__DATASET EXCERPT__:
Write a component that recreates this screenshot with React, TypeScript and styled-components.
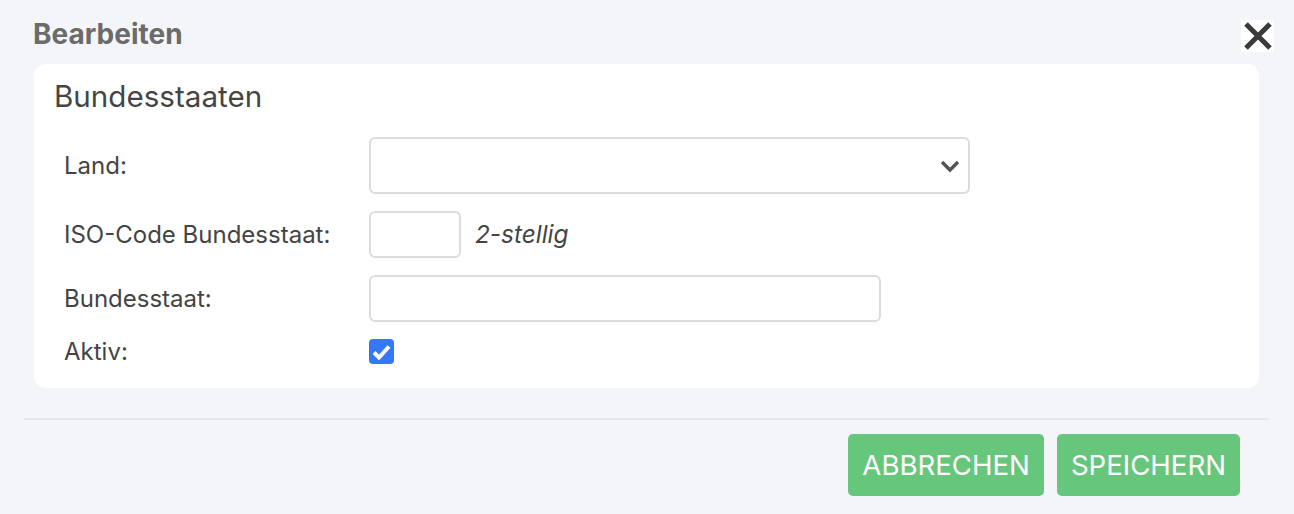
import * as React from 'react';
import styled, { createGlobalStyle } from 'styled-components';

const GlobalStyle = createGlobalStyle`
  html, body {
    margin: 0;
    padding: 0;
    background: #f4f5f9;
    font-family: Inter, "Liberation Sans", sans-serif;
  }
`;

const Page = styled.div`
  width: 1294px;
  height: 514px;
  box-sizing: border-box;
  padding: 19px 20px 0 24px;
  display: flex;
  flex-direction: column;
`;

const Header = styled.div`
  display: flex;
  justify-content: space-between;
  align-items: flex-start;
  padding-left: 9px;
  height: 45px;
`;

const Title = styled.h1`
  margin: 0;
  font-size: 28px;
  line-height: 30px;
  font-weight: 700;
  color: #6b6b6b;
`;

const CloseButton = styled.button`
  width: 33px;
  height: 32px;
  margin-top: 1px;
  padding: 0;
  border: none;
  background: #ffffff;
  display: flex;
  align-items: center;
  justify-content: center;
  cursor: pointer;
`;

const Card = styled.section`
  margin-left: 10px;
  width: 1225px;
  box-sizing: border-box;
  background: #ffffff;
  border-radius: 12px;
  padding: 14px 20px 24px 20px;
`;

const CardTitle = styled.h2`
  margin: 0 0 23px 0;
  font-size: 29.6px;
  line-height: 36px;
  font-weight: 400;
  color: #444444;
`;

const Form = styled.div`
  display: flex;
  flex-direction: column;
  gap: 17px;
  padding-left: 10px;
`;

const Row = styled.div`
  display: flex;
  align-items: center;
`;

const Label = styled.label`
  width: 305px;
  flex-shrink: 0;
  font-size: 24px;
  line-height: 25px;
  color: #444444;
`;

const SelectBox = styled.div`
  width: 601px;
  height: 57px;
  box-sizing: border-box;
  border: 2px solid #dcdcdc;
  border-radius: 6px;
  background: #ffffff;
  display: flex;
  align-items: center;
  justify-content: flex-end;
  padding-right: 8px;
`;

const TextInput = styled.input<{ $width: number }>`
  width: ${({ $width }) => $width}px;
  height: 47px;
  box-sizing: border-box;
  border: 2px solid #dcdcdc;
  border-radius: 6px;
  background: #ffffff;
  outline: none;
  font: inherit;
`;

const Hint = styled.span`
  margin-left: 14px;
  font-size: 24.4px;
  line-height: 25px;
  font-style: italic;
  color: #444444;
`;

const CheckBox = styled.span`
  width: 25px;
  height: 25px;
  border-radius: 4px;
  background: #3478f6;
  display: flex;
  align-items: center;
  justify-content: center;
`;

const Divider = styled.hr`
  margin: 30px 5px 0 0;
  border: none;
  height: 2px;
  background: #e6e7ec;
`;

const Actions = styled.div`
  display: flex;
  justify-content: flex-end;
  gap: 13px;
  margin-top: 14px;
  padding-right: 34px;
`;

const ActionButton = styled.button`
  height: 62px;
  padding: 0 14px;
  border: none;
  border-radius: 5px;
  background: #66c77c;
  color: #ffffff;
  font-family: Inter, "Liberation Sans", sans-serif;
  font-size: 27.6px;
  text-transform: uppercase;
  cursor: pointer;
`;

export default function App() {
  return (
    <>
      <GlobalStyle />
      <Page>
        <Header>
          <Title>Bearbeiten</Title>
          <CloseButton aria-label="Schließen">
            <svg width="30" height="30" viewBox="0 0 30 30">
              <path
                d="M3 3 L27 27 M27 3 L3 27"
                stroke="#3a3a3a"
                strokeWidth="5"
              />
            </svg>
          </CloseButton>
        </Header>
        <Card>
          <CardTitle>Bundesstaaten</CardTitle>
          <Form>
            <Row>
              <Label>Land:</Label>
              <SelectBox>
                <svg width="20" height="14" viewBox="0 0 20 14">
                  <path
                    d="M2 3 L10 11 L18 3"
                    fill="none"
                    stroke="#555555"
                    strokeWidth="3.4"
                  />
                </svg>
              </SelectBox>
            </Row>
            <Row>
              <Label>ISO-Code Bundesstaat:</Label>
              <TextInput $width={92} />
              <Hint>2-stellig</Hint>
            </Row>
            <Row>
              <Label>Bundesstaat:</Label>
              <TextInput $width={512} />
            </Row>
            <Row>
              <Label>Aktiv:</Label>
              <CheckBox>
                <svg width="19" height="16" viewBox="0 0 19 16">
                  <path
                    d="M2 8.5 L7 13.5 L17 2.5"
                    fill="none"
                    stroke="#ffffff"
                    strokeWidth="4"
                  />
                </svg>
              </CheckBox>
            </Row>
          </Form>
        </Card>
        <Divider />
        <Actions>
          <ActionButton>Abbrechen</ActionButton>
          <ActionButton>Speichern</ActionButton>
        </Actions>
      </Page>
    </>
  );
}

__WHAT IS EXPECTED__:
Go through the material above and print all of it exactly, except the pictures.

__THE ANSWER__:
Write a component that recreates this screenshot with React, TypeScript and styled-components.
import * as React from 'react';
import styled, { createGlobalStyle } from 'styled-components';

const GlobalStyle = createGlobalStyle`
  html, body {
    margin: 0;
    padding: 0;
    background: #f4f5f9;
    font-family: Inter, "Liberation Sans", sans-serif;
  }
`;

const Page = styled.div`
  width: 1294px;
  height: 514px;
  box-sizing: border-box;
  padding: 19px 20px 0 24px;
  display: flex;
  flex-direction: column;
`;

const Header = styled.div`
  display: flex;
  justify-content: space-between;
  align-items: flex-start;
  padding-left: 9px;
  height: 45px;
`;

const Title = styled.h1`
  margin: 0;
  font-size: 28px;
  line-height: 30px;
  font-weight: 700;
  color: #6b6b6b;
`;

const CloseButton = styled.button`
  width: 33px;
  height: 32px;
  margin-top: 1px;
  padding: 0;
  border: none;
  background: #ffffff;
  display: flex;
  align-items: center;
  justify-content: center;
  cursor: pointer;
`;

const Card = styled.section`
  margin-left: 10px;
  width: 1225px;
  box-sizing: border-box;
  background: #ffffff;
  border-radius: 12px;
  padding: 14px 20px 24px 20px;
`;

const CardTitle = styled.h2`
  margin: 0 0 23px 0;
  font-size: 29.6px;
  line-height: 36px;
  font-weight: 400;
  color: #444444;
`;

const Form = styled.div`
  display: flex;
  flex-direction: column;
  gap: 17px;
  padding-left: 10px;
`;

const Row = styled.div`
  display: flex;
  align-items: center;
`;

const Label = styled.label`
  width: 305px;
  flex-shrink: 0;
  font-size: 24px;
  line-height: 25px;
  color: #444444;
`;

const SelectBox = styled.div`
  width: 601px;
  height: 57px;
  box-sizing: border-box;
  border: 2px solid #dcdcdc;
  border-radius: 6px;
  background: #ffffff;
  display: flex;
  align-items: center;
  justify-content: flex-end;
  padding-right: 8px;
`;

const TextInput = styled.input<{ $width: number }>`
  width: ${({ $width }) => $width}px;
  height: 47px;
  box-sizing: border-box;
  border: 2px solid #dcdcdc;
  border-radius: 6px;
  background: #ffffff;
  outline: none;
  font: inherit;
`;

const Hint = styled.span`
  margin-left: 14px;
  font-size: 24.4px;
  line-height: 25px;
  font-style: italic;
  color: #444444;
`;

const CheckBox = styled.span`
  width: 25px;
  height: 25px;
  border-radius: 4px;
  background: #3478f6;
  display: flex;
  align-items: center;
  justify-content: center;
`;

const Divider = styled.hr`
  margin: 30px 5px 0 0;
  border: none;
  height: 2px;
  background: #e6e7ec;
`;

const Actions = styled.div`
  display: flex;
  justify-content: flex-end;
  gap: 13px;
  margin-top: 14px;
  padding-right: 34px;
`;

const ActionButton = styled.button`
  height: 62px;
  padding: 0 14px;
  border: none;
  border-radius: 5px;
  background: #66c77c;
  color: #ffffff;
  font-family: Inter, "Liberation Sans", sans-serif;
  font-size: 27.6px;
  text-transform: uppercase;
  cursor: pointer;
`;

export default function App() {
  return (
    <>
      <GlobalStyle />
      <Page>
        <Header>
          <Title>Bearbeiten</Title>
          <CloseButton aria-label="Schließen">
            <svg width="30" height="30" viewBox="0 0 30 30">
              <path
                d="M3 3 L27 27 M27 3 L3 27"
                stroke="#3a3a3a"
                strokeWidth="5"
              />
            </svg>
          </CloseButton>
        </Header>
        <Card>
          <CardTitle>Bundesstaaten</CardTitle>
          <Form>
            <Row>
              <Label>Land:</Label>
              <SelectBox>
                <svg width="20" height="14" viewBox="0 0 20 14">
                  <path
                    d="M2 3 L10 11 L18 3"
                    fill="none"
                    stroke="#555555"
                    strokeWidth="3.4"
                  />
                </svg>
              </SelectBox>
            </Row>
            <Row>
              <Label>ISO-Code Bundesstaat:</Label>
              <TextInput $width={92} />
              <Hint>2-stellig</Hint>
            </Row>
            <Row>
              <Label>Bundesstaat:</Label>
              <TextInput $width={512} />
            </Row>
            <Row>
              <Label>Aktiv:</Label>
              <CheckBox>
                <svg width="19" height="16" viewBox="0 0 19 16">
                  <path
                    d="M2 8.5 L7 13.5 L17 2.5"
                    fill="none"
                    stroke="#ffffff"
                    strokeWidth="4"
                  />
                </svg>
              </CheckBox>
            </Row>
          </Form>
        </Card>
        <Divider />
        <Actions>
          <ActionButton>Abbrechen</ActionButton>
          <ActionButton>Speichern</ActionButton>
        </Actions>
      </Page>
    </>
  );
}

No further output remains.